The fact that Khan uses size as a measure of success is telling: 35 shows and 48 designers, sure, but who are they and how good are the shows? And 40-plus sponsors is an impressive number, but what about the designers? We'll discover those answers this week. One thing is sure, Khan has done his homework and is keen to see progress. "I'm a quick learner. I have done my research, I've met a lot of people from the fashion industry, I've taken a lot feedback. I got in touch with all my designers, and told them, 'Please criticise Dubai Fashion Week,' and they started criticising Dubai Fashion Week. I worked on all the flaws that Dubai Fashion Week had. Nobody can guarantee that 100 per cent you can remove all flaws, but yes, to a very large extent, I have."
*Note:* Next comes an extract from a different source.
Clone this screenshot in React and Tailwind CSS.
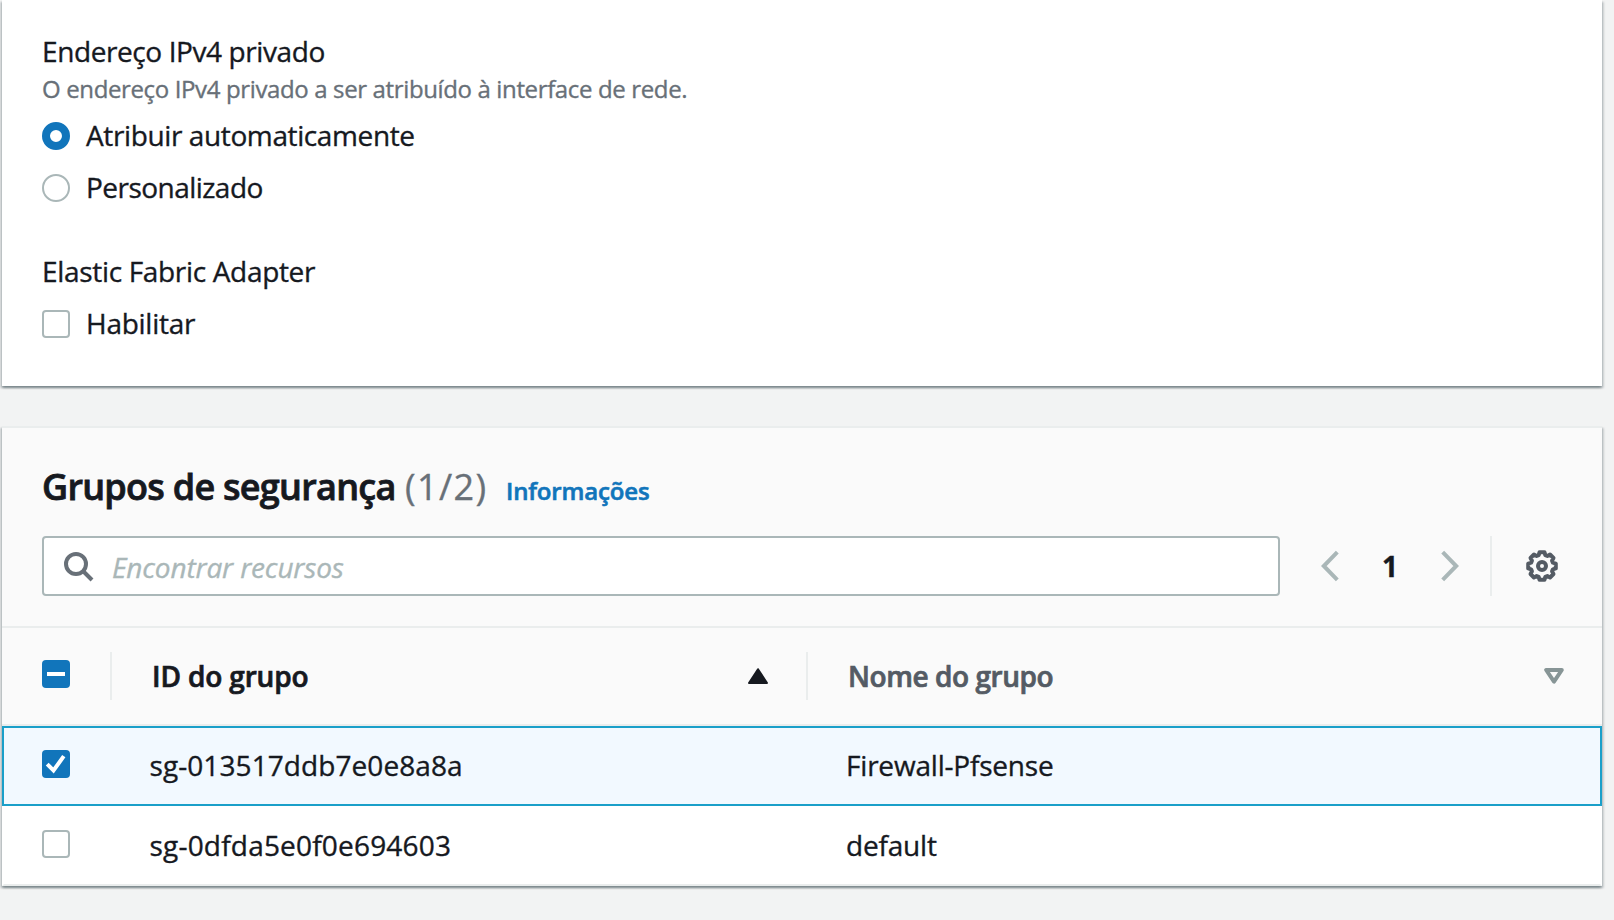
const gearPoints = Array.from({ length: 8 }, (_, i) =>
  [[-17, 11.4], [-10, 14], [10, 14], [17, 11.4]].map(([offset, r]) => {
    const a = ((i * 45 + offset) * Math.PI) / 180;
    return `${(16 + r * Math.sin(a)).toFixed(2)},${(16 - r * Math.cos(a)).toFixed(2)}`;
  }).join(" ")
).join(" ");

function Gear() {
  return (
    <svg className="size-8 text-[#545b64]" viewBox="0 0 32 32" fill="none" stroke="currentColor" strokeWidth="4">
      <polygon points={gearPoints} strokeLinejoin="round" />
      <circle cx="16" cy="16" r="4" />
    </svg>
  );
}

function SearchIcon() {
  return (
    <svg className="size-[30px] shrink-0 text-[#687078]" viewBox="0 0 30 30" fill="none" stroke="currentColor" strokeWidth="4">
      <circle cx="12" cy="12" r="10" />
      <path d="M19 19l9 9" />
    </svg>
  );
}

function Chevron({ flip }) {
  return (
    <svg className={flip ? "h-8 w-[18px] -scale-x-100" : "h-8 w-[18px]"} viewBox="0 0 18 32" fill="none" stroke="#aab7b8" strokeWidth="4">
      <path d="M16.3 2.2L2.8 16l13.5 13.8" />
    </svg>
  );
}

function Checkbox({ state }) {
  if (!state) return <span className="size-7 shrink-0 rounded-[4px] border-2 border-[#aab7b8] bg-white" />;
  return (
    <span className="size-7 shrink-0 rounded-[4px] bg-[#1175bb]">
      <svg className="size-7" viewBox="0 0 28 28" fill="none" stroke="#fff" strokeWidth="4">
        {state === "mixed" ? <path d="M5 14h18" /> : <path d="M5.2 14.2l6.3 6.3L21.8 6.2" />}
      </svg>
    </span>
  );
}

function Radio({ checked }) {
  return checked ? (
    <span className="size-7 shrink-0 rounded-full border-[8px] border-[#1175bb] bg-white" />
  ) : (
    <span className="size-7 shrink-0 rounded-full border-2 border-[#aab7b8] bg-white" />
  );
}

function Choice({ control, className, children }) {
  return (
    <label className="flex h-11 items-center">
      <span className="mt-[2px] flex">{control}</span>
      <span className={`ml-4 leading-[44px] ${className}`}>{children}</span>
    </label>
  );
}

const cardShadow =
  "shadow-[0_2px_2px_0_rgba(0,28,36,0.3),2px_2px_2px_0_rgba(0,28,36,0.15),-2px_2px_2px_0_rgba(0,28,36,0.15)]";

const rows = [
  { id: "sg-013517ddb7e0e8a8a", idClass: "tracking-[0.076px]", name: "Firewall-Pfsense", nameClass: "tracking-[-0.196px]", selected: true },
  { id: "sg-0dfda5e0f0e694603", idClass: "tracking-[0.197px]", name: "default", nameClass: "tracking-[-0.179px]", selected: false },
];

export default function App() {
  return (
    <div className="flex h-[920px] w-[1614px] flex-col overflow-hidden bg-[#f2f3f3] pl-[2px] font-['Open_Sans','Noto_Sans',sans-serif] text-[28px] text-[#16191f] [-webkit-text-stroke:0.35px]">
      <section className={`h-[386px] w-[1600px] shrink-0 bg-white pl-10 pt-[29px] ${cardShadow}`}>
        <div className="leading-[44px] tracking-[-0.402px]">Endereço IPv4 privado</div>
        <div className="text-[24px] leading-[32px] tracking-[-0.365px] text-[#687078]">
          O endereço IPv4 privado a ser atribuído à interface de rede.
        </div>
        <div className="mt-2 flex flex-col gap-2">
          <Choice control={<Radio checked />} className="tracking-[-0.384px]">Atribuir automaticamente</Choice>
          <Choice control={<Radio />} className="tracking-[-0.532px]">Personalizado</Choice>
        </div>
        <div className="mt-10 leading-[44px] tracking-[-0.325px]">Elastic Fabric Adapter</div>
        <div className="mt-2">
          <Choice control={<Checkbox />} className="tracking-[-0.26px]">Habilitar</Choice>
        </div>
      </section>

      <section className={`mt-10 h-[460px] w-[1600px] shrink-0 border-t-2 border-[#eaeded] bg-white ${cardShadow}`}>
        <header className="h-[200px] border-b-2 border-[#eaeded] bg-[#fafafa] pl-10 pt-[37px]">
          <div className="flex h-11 items-baseline leading-[44px]">
            <h2 className="w-[363px] whitespace-nowrap text-[36px] font-semibold tracking-[-0.725px] [-webkit-text-stroke:0.8px]">Grupos de segurança</h2>
            <span className="w-[101px] text-[36px] tracking-[1.378px] text-[#687078]">(1/2)</span>
            <a className="text-[24px] font-semibold tracking-[-0.148px] text-[#1175bb] [-webkit-text-stroke:0.6px]">Informações</a>
          </div>
          <div className="mt-[27px] flex h-[60px] items-center">
            <div className="flex h-[60px] w-[1238px] items-center rounded-[4px] border-2 border-[#aab7b8] bg-white pl-5">
              <div className="mt-px flex"><SearchIcon /></div>
              <span className="ml-[18px] mt-[2px] italic leading-[44px] tracking-[-0.15px] text-[#aab7b8]">Encontrar recursos</span>
            </div>
            <div className="ml-[41px] flex items-center">
              <Chevron />
              <span className="ml-[43px] w-[59px] font-bold leading-[44px]">1</span>
              <Chevron flip />
            </div>
            <div className="ml-[31px] flex h-[60px] items-center border-l-2 border-[#eaeded] pl-[34px]">
              <Gear />
            </div>
          </div>
        </header>

        <div className="flex h-[98px] border-b-2 border-[#eaeded] bg-[#fafafa] pt-6 font-semibold leading-[44px] [-webkit-text-stroke:0.7px]">
          <div className="flex h-12 w-[110px] border-r-2 border-[#eaeded] pl-10 pt-2">
            <Checkbox state="mixed" />
          </div>
          <div className="flex h-12 w-[696px] justify-between border-r-2 border-[#eaeded] pl-[40px] pr-[38px] pt-[2px]">
            <span className="tracking-[-0.146px]">ID do grupo</span>
            <svg className="mt-[14px] h-4 w-5" viewBox="0 0 20 16" fill="#16191f" stroke="#16191f" strokeWidth="2" strokeLinejoin="round">
              <path d="M10 1.2L19 15H1z" />
            </svg>
          </div>
          <div className="flex h-12 flex-1 justify-between pl-[40px] pr-[38px] pt-[2px]">
            <span className="tracking-[-0.438px] text-[#545b64]">Nome do grupo</span>
            <svg className="mt-[14px] h-4 w-5" viewBox="0 0 20 16" fill="none" stroke="#879596" strokeWidth="4" strokeLinejoin="round">
              <path d="M2.2 2h15.6L10 13.6z" />
            </svg>
          </div>
        </div>

        {rows.map((row) => (
          <div
            key={row.id}
            className={
              row.selected
                ? "flex h-20 border-2 border-[#1a9fc9] bg-[#f2f9ff]"
                : "flex h-20 border-x-2 border-t-2 border-b-2 border-x-transparent border-t-transparent border-b-[#eaeded]"
            }
          >
            <div className="flex w-[106px] pl-[38px] pt-[22px]">
              <Checkbox state={row.selected ? "checked" : undefined} />
            </div>
            <div className={`w-[696px] pl-[39.5px] pt-[15px] leading-[44px] ${row.idClass}`}>{row.id}</div>
            <div className={`pl-[40px] pt-[15px] leading-[44px] ${row.nameClass}`}>{row.name}</div>
          </div>
        ))}
      </section>
    </div>
  );
}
Certainly no one at the meeting at Concept was holding back on their criticism, and the complaints being aired were much the same as those that Khan encountered during his consultation period: "They felt it was not a good mix of designers, they never felt that the fashion week was really happening in terms of the buzz on the venue, and they complained about the buyers. So I've taken care of all these three complaints that they had in totality."

Indeed, the number of Dubai-based participants does seem to have increased, with day one dedicated almost entirely to Emirati designers. In terms of buzz, perhaps next season will have more to see: there is, after all, a difference between the hype of those talking up and taking part in an event and a wider buzz that reaches out in a positive way to the blogosphere and international press. As for buyers, DFW is, says Khan, bringing over people from Saks Fifth Avenue in New York, Harvey Nichols London and Debenhams, and taking care of their hospitality, a tactic successfully employed by an ailing London Fashion Week a couple of seasons back.

Will they have anything to see when they get here? Well, for all that Concept has a role here, that's ultimately down to just one group of people: the designers.